The kids were asked to come in their rock star outfits and her Tita Cristalle took care of the giveaways, black bags that looked like guitars, stuffed with rock-star accessories like cocktail rings, necklaces and bracelets with black beads, rhinestone dangling and stud earrings, pearls (yes, rock stars wear pearls!), badges, lots of bling! All this they used as props.

I lined their eyes with thick black liner, rubbed pale pink lipstick on their lips, dabbed shimmer powder on their cheeks. Aside from what they had on, they had a blast going through the costumes and accessories at Blow Up Babies, going crazy with the outrageous wigs, hats, feather boas and a hodge-podge of bling available there.

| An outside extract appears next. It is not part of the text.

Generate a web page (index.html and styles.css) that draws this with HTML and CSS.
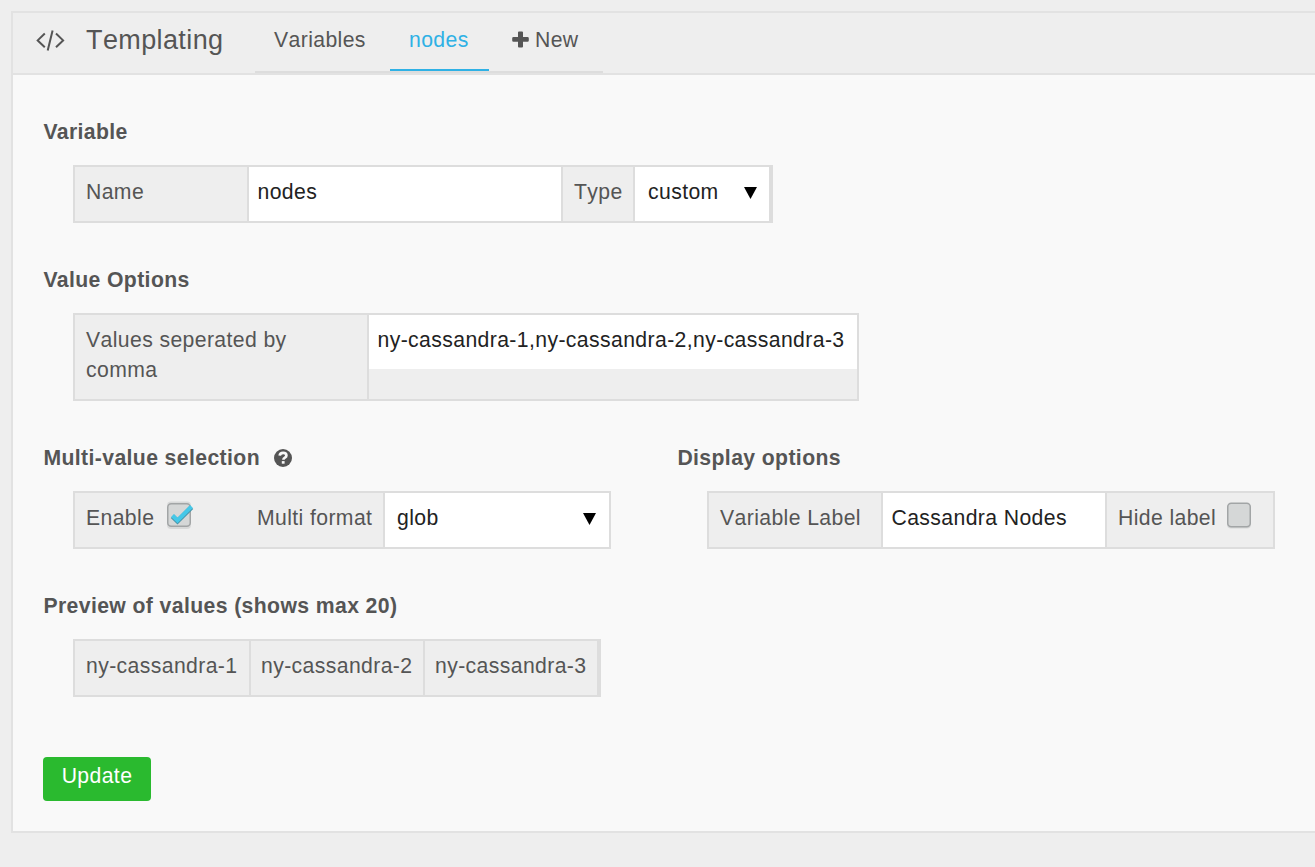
FILE: index.html
```html
<!DOCTYPE html>
<html lang="en">
<head>
<meta charset="utf-8">
<title>Templating</title>
<link rel="stylesheet" href="styles.css">
</head>
<body>
<main class="panel">
  <header class="panel-header">
    <svg class="icon-code" viewBox="0 0 29 22" width="29" height="22"><path d="M8.800 3.500 1.700 10.400l7.100 6.900M20 3.500l7.100 6.900-7.100 6.900M16.600.5 11.700 20.500"/></svg>
    <h1 class="title">Templating</h1>
    <nav class="tabs">
      <a class="tab tab-variables">Variables</a>
      <a class="tab tab-active">nodes</a>
      <a class="tab tab-new"><svg viewBox="0 0 17 17" width="17" height="17"><path d="M7 .5h3q1 0 1 1V6h4.500q1.300 0 1.300 1.200v2.300q0 1.200-1.300 1.200H11v4.800q0 1-1 1H7q-1 0-1-1v-4.800H1.500Q.2 10.700.2 9.500V7.200Q.2 6 1.500 6H6V1.500q0-1 1-1z"/></svg>New</a>
    </nav>
  </header>
  <div class="panel-body">
    <section class="section">
      <h2 class="heading">Variable</h2>
      <div class="row row-end">
        <div class="cell w-name">Name</div>
        <div class="cell field w-value">nodes</div>
        <div class="cell w-type">Type</div>
        <div class="cell field select w-custom">custom<i class="arrow"></i></div>
      </div>
    </section>
    <section class="section">
      <h2 class="heading">Value Options</h2>
      <div class="row row-tall">
        <div class="cell w-values">Values seperated by comma</div>
        <div class="cell field short w-list">ny-cassandra-1,ny-cassandra-2,ny-cassandra-3</div>
      </div>
    </section>
    <div class="columns">
      <section class="section column-left">
        <h2 class="heading">Multi-value selection <svg class="icon-help" viewBox="0 0 18 18" width="18" height="18"><circle cx="9" cy="9" r="9"/><path d="M5.700 6.700Q6 3.900 9.100 3.900q3.300 0 3.300 2.600 0 1.300-1.500 2.100-1.500.8-1.500 2.200"/><rect x="7.800" y="12.100" width="2.800" height="2.600"/></svg></h2>
        <div class="row">
          <div class="cell w-enable">Enable<span class="check-slot"><svg class="check" viewBox="0 0 30 30" width="30" height="30"><rect class="shadow" x="2" y="1.500" width="24" height="27.500" rx="4"/><rect class="box" x="2.750" y="3.750" width="22.500" height="22.500" rx="3.500"/><path class="tick-edge" d="M7.500 16.200 12.500 21.200 26.500 7.200"/><path class="tick" d="M7.500 15.500 12.500 20.500 26.500 6.500"/></svg></span></div>
          <div class="cell w-format">Multi format</div>
          <div class="cell field select w-glob">glob<i class="arrow"></i></div>
        </div>
      </section>
      <section class="section">
        <h2 class="heading">Display options</h2>
        <div class="row">
          <div class="cell w-name">Variable Label</div>
          <div class="cell field w-label">Cassandra Nodes</div>
          <div class="cell w-hide">Hide label<span class="check-slot"><svg class="check" viewBox="0 0 30 30" width="30" height="30"><rect class="shadow" x="2" y="3.500" width="24" height="25" rx="4"/><rect class="box" x="2.750" y="3.250" width="22.500" height="23.500" rx="3.500"/></svg></span></div>
        </div>
      </section>
    </div>
    <section class="section">
      <h2 class="heading">Preview of values (shows max 20)</h2>
      <div class="row row-end">
        <div class="cell w-p1">ny-cassandra-1</div>
        <div class="cell w-p2">ny-cassandra-2</div>
        <div class="cell w-p3">ny-cassandra-3</div>
      </div>
    </section>
    <button class="update">Update</button>
  </div>
</main>
</body>
</html>
```
FILE: styles.css
```css
* { box-sizing: border-box; }
body {
  margin: 0;
  height: 867px;
  padding: 11px 0 0 11px;
  overflow: hidden;
  background: #eee;
  color: #555;
  font: 21.2px/30px "Liberation Sans", Arial, sans-serif;
  font-kerning: none;
  letter-spacing: .39px;
}
.panel {
  height: 822px;
  border: 2px solid #e2e2e2;
  border-right: 0;
  background: #f9f9f9;
}
.panel-header {
  display: flex;
  height: 62px;
  background: #eee;
  border-bottom: 2px solid #e2e2e2;
}
.icon-code {
  flex: none;
  margin: 17px 21px 0 23px;
  fill: none;
  stroke: #555;
  stroke-width: 2;
}
.title {
  width: 169px;
  margin: 12px 0 0;
  font-size: 27px;
  font-weight: 400;
  line-height: 30px;
}
.tabs {
  display: flex;
  width: 348px;
  height: 60px;
  border-bottom: 2px solid #ddd;
}
.tab { height: 58px; padding-top: 12px; }
.tab-variables { width: 135px; padding-left: 19px; }
.tab-active {
  width: 98.500px;
  padding-left: 19px;
  color: #2fb1e5;
  border-bottom: 2px solid #2fb1e5;
  border-radius: 2px 2px 0 0;
}
.tab-new { padding-left: 23px; }
.tab-new svg { margin-right: 6.500px; vertical-align: -.500px; fill: #555; }
.panel-body { padding: 42px 0 0 30px; }
.section { margin-bottom: 42px; }
.heading {
  height: 30px;
  margin: 0 0 18px;
  padding-left: .400px;
  font-size: 21.2px;
  line-height: 30px;
  font-weight: 700;
  font-kerning: normal;
}
.row {
  display: flex;
  width: max-content;
  height: 58px;
  margin-left: 30px;
  border: 2px solid #ddd;
  background: #eee;
}
.row-tall { height: 88px; }
.row-end { border-right-width: 4px; }
.cell {
  display: flex;
  padding: 10px 0 0 11px;
  border-right: 2px solid #ddd;
  white-space: nowrap;
}
.cell:last-child { border-right: 0; }
.field {
  padding-left: 8.500px;
  background: #fff;
  color: #222;
}
.short { height: 54px; }
.select { padding-left: 12px; padding-right: 12px; justify-content: space-between; }
.arrow {
  width: 13px;
  height: 12px;
  margin-top: 10px;
  background: #000;
  clip-path: polygon(0 0, 100% 0, 50% 100%);
}
.w-name { width: 174px; }
.w-value { width: 314px; }
.w-type { width: 72px; }
.w-custom { width: 134px; padding-left: 13px; }
.w-values { width: 294px; padding-right: 60px; white-space: normal; }
.w-list { width: 488px; }
.w-enable { width: 171px; border-right: 0; }
.w-format { width: 139px; }
.w-glob { width: 224px; padding-right: 13px; }
.w-label { width: 224px; }
.w-hide { width: 166px; }
.w-p1 { width: 176px; }
.w-p2 { width: 174px; padding-left: 10px; }
.w-p3 { width: 172px; padding-left: 10px; }
.columns { display: flex; }
.column-left { width: 634px; }
.icon-help { margin-left: 7.500px; vertical-align: -2px; fill: #555; }
.icon-help path { fill: none; stroke: #f9f9f9; stroke-width: 2.700; }
.icon-help rect { fill: #f9f9f9; }
.check-slot { height: 30px; margin: -3px 0 0 11px; }
.w-hide .check-slot { margin-left: 9px; }
.check { display: block; }
.shadow { fill: #c9cccc; opacity: .6; }
.box { fill: #d5d7d7; stroke: #a2a5a6; stroke-width: 1.500; }
.tick { fill: none; stroke: #45c8e8; stroke-width: 4; }
.tick-edge { fill: none; stroke: #4a93a8; stroke-width: 4.800; }
.update {
  display: block;
  width: 108px;
  height: 44px;
  margin-top: 60px;
  padding: 0 0 6px;
  border: 0;
  border-radius: 4px;
  background: #2aba2f;
  color: #fff;
  font: inherit;
  font-kerning: none;
  letter-spacing: inherit;
}
```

At first they were a bit stiff, shy even, hesitant to shout or say “yo” or “yey” or whatever it is that rock stars say when they pose in front of the camera. But the staff at Blow Up Babies excellently dealt with their apprehensions and in no time at all the kids were rockin’. They had such a good time we practically had to drag them out of the studio to bring them down to Marta’s where they were going to be kids again, decorating mini cakes and cookies, while enjoying snacks and old-fashioned thick milkshakes served in chunky glasses.

Marta made a guitar shaped pound cake (the best pound cake I have tried in my life!) that my daughter adored. She was happy, her guests were happy and Richard and I were happy that everybody was happy.

At home that night, I ate more of the pound cake. And almost every other week thereafter I would ask the driver to buy me pound cake from Marta’s. He comes home with the cupcake version. Whenever Richard goes to Makati he knows I will be doubly happy to see him back home with a pound cake from Marta’s as pasalubong. That is my favorite for now. As I write this I am again craving for pound cake and I know I will ask the driver to get me some tomorrow. You must try it yourself. It is delicious.

Meanwhile, my seven-year-old rock-star daughter who dreams of being a rock star when she grows up still talks about the party she had at Blow Up Babies.

She says that when she turns 18 she wants to have another rock star party there.